→ **Instructions for the task**
Exactly repeat the material, dropping only the pictures.

→ **Supplied data**
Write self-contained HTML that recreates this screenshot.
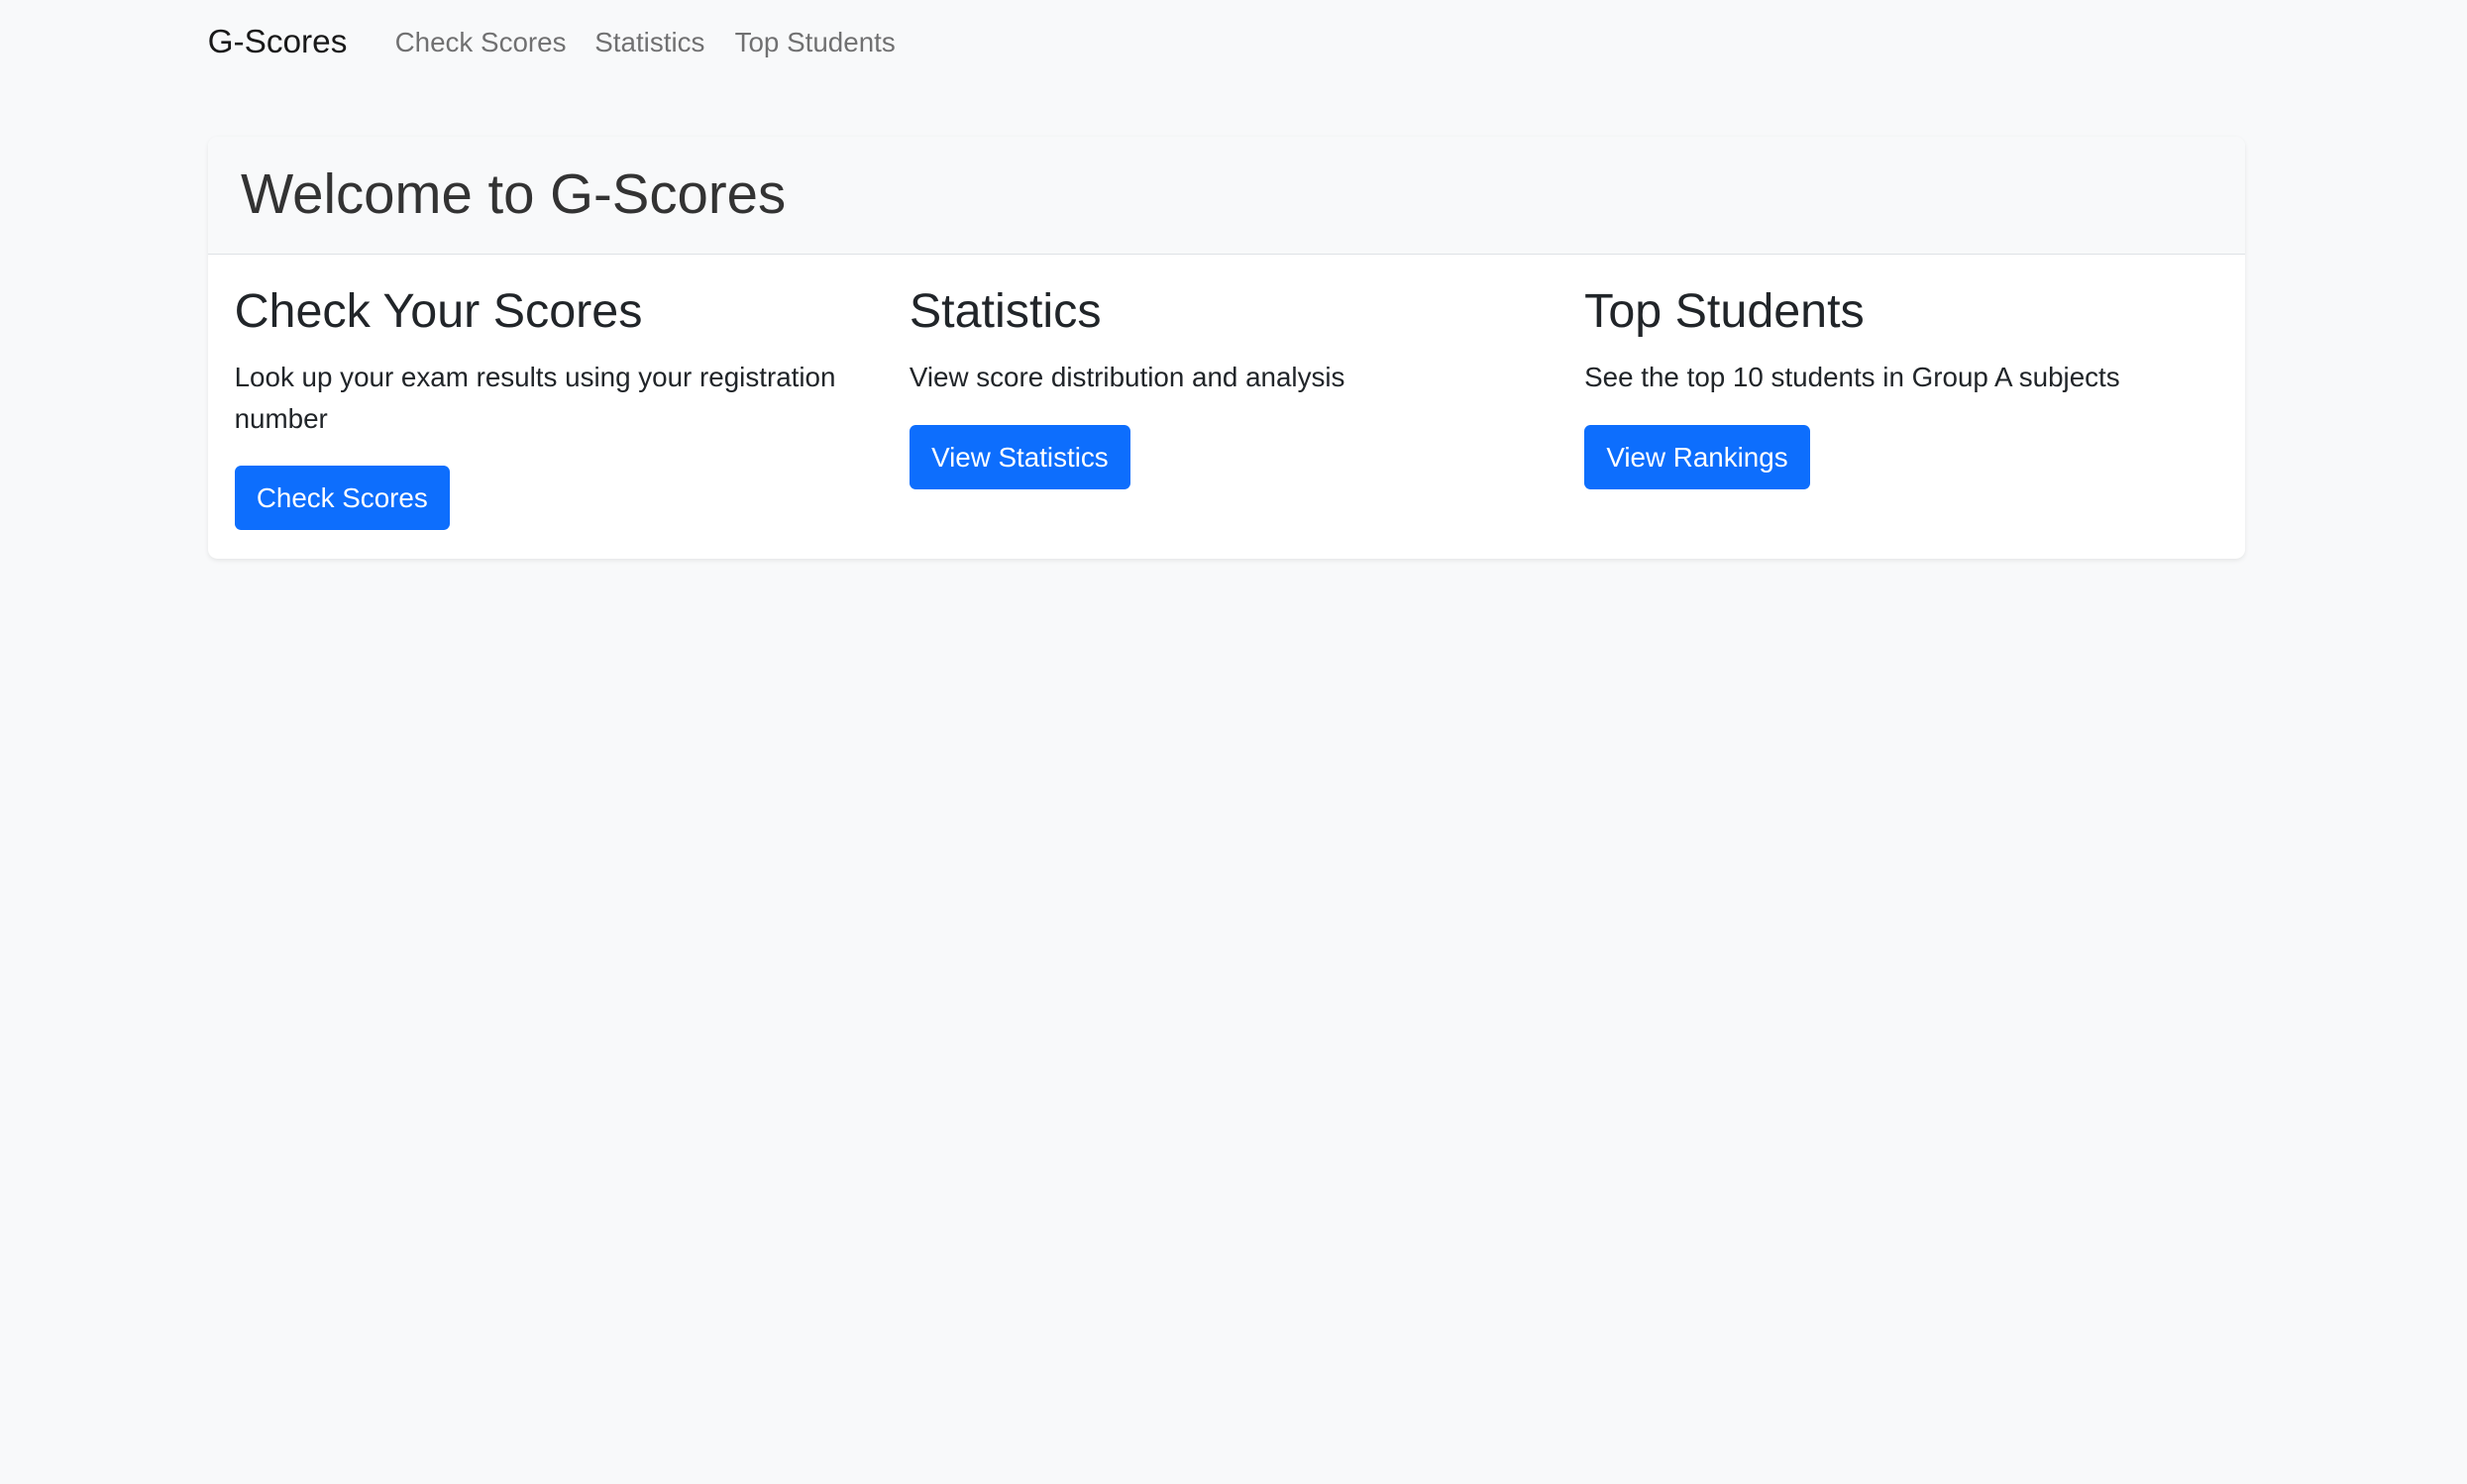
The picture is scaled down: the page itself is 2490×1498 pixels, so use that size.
<!DOCTYPE html>
<html><head><meta charset="utf-8"><style>
html,body{margin:0;padding:0;background:#f8f9fa;}
body{width:2490px;height:1498px;overflow:hidden;font-family:"Liberation Sans",Arial,sans-serif;}
#w{zoom:1.588;width:1568px;height:943px;position:relative;color:#212529;}
.brand{position:absolute;left:132px;top:13px;font-size:21px;line-height:28px;color:rgba(0,0,0,.9);}
.nl{position:absolute;top:15px;font-size:17.5px;line-height:24px;color:rgba(0,0,0,.55);}
.card{position:absolute;left:132px;top:87px;width:1295px;height:268px;background:#fff;border-radius:6px;box-shadow:0 1px 3px rgba(0,0,0,.08);overflow:hidden;}
.hd{height:74px;background:#f8f9fa;border-bottom:1px solid #dee2e6;position:relative;}
.hd h1{position:absolute;left:21px;top:15px;margin:0;font-weight:400;font-size:35.5px;line-height:43px;color:#333;}
.col{position:absolute;top:75px;width:410px;}
.col h3{margin:18px 0 0;font-weight:400;font-size:30.5px;line-height:36px;}
.col p{margin:11px 0 0;font-size:17.5px;line-height:26px;}
.btn{position:absolute;background:#0d6efd;color:#fff;font-size:17.5px;line-height:41px;height:41px;padding:0 14px;border-radius:4px;}
</style></head><body><div id="w">
<div class="brand">G-Scores</div>
<div class="nl" style="left:251px">Check Scores</div>
<div class="nl" style="left:378px">Statistics</div>
<div class="nl" style="left:467px">Top Students</div>
<div class="card">
<div class="hd"><h1>Welcome to G-Scores</h1></div>
<div class="col" style="left:17px"><h3>Check Your Scores</h3><p>Look up your exam results using your registration number</p></div>
<div class="col" style="left:446px"><h3>Statistics</h3><p>View score distribution and analysis</p></div>
<div class="col" style="left:875px"><h3>Top Students</h3><p>See the top 10 students in Group A subjects</p></div>
<div class="btn" style="left:17px;top:209px">Check Scores</div>
<div class="btn" style="left:446px;top:183px">View Statistics</div>
<div class="btn" style="left:875px;top:183px">View Rankings</div>
</div>
</div></body></html>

→ **Complete output**
Write self-contained HTML that recreates this screenshot.
The picture is scaled down: the page itself is 2490×1498 pixels, so use that size.
<!DOCTYPE html>
<html><head><meta charset="utf-8"><style>
html,body{margin:0;padding:0;background:#f8f9fa;}
body{width:2490px;height:1498px;overflow:hidden;font-family:"Liberation Sans",Arial,sans-serif;}
#w{zoom:1.588;width:1568px;height:943px;position:relative;color:#212529;}
.brand{position:absolute;left:132px;top:13px;font-size:21px;line-height:28px;color:rgba(0,0,0,.9);}
.nl{position:absolute;top:15px;font-size:17.5px;line-height:24px;color:rgba(0,0,0,.55);}
.card{position:absolute;left:132px;top:87px;width:1295px;height:268px;background:#fff;border-radius:6px;box-shadow:0 1px 3px rgba(0,0,0,.08);overflow:hidden;}
.hd{height:74px;background:#f8f9fa;border-bottom:1px solid #dee2e6;position:relative;}
.hd h1{position:absolute;left:21px;top:15px;margin:0;font-weight:400;font-size:35.5px;line-height:43px;color:#333;}
.col{position:absolute;top:75px;width:410px;}
.col h3{margin:18px 0 0;font-weight:400;font-size:30.5px;line-height:36px;}
.col p{margin:11px 0 0;font-size:17.5px;line-height:26px;}
.btn{position:absolute;background:#0d6efd;color:#fff;font-size:17.5px;line-height:41px;height:41px;padding:0 14px;border-radius:4px;}
</style></head><body><div id="w">
<div class="brand">G-Scores</div>
<div class="nl" style="left:251px">Check Scores</div>
<div class="nl" style="left:378px">Statistics</div>
<div class="nl" style="left:467px">Top Students</div>
<div class="card">
<div class="hd"><h1>Welcome to G-Scores</h1></div>
<div class="col" style="left:17px"><h3>Check Your Scores</h3><p>Look up your exam results using your registration number</p></div>
<div class="col" style="left:446px"><h3>Statistics</h3><p>View score distribution and analysis</p></div>
<div class="col" style="left:875px"><h3>Top Students</h3><p>See the top 10 students in Group A subjects</p></div>
<div class="btn" style="left:17px;top:209px">Check Scores</div>
<div class="btn" style="left:446px;top:183px">View Statistics</div>
<div class="btn" style="left:875px;top:183px">View Rankings</div>
</div>
</div></body></html>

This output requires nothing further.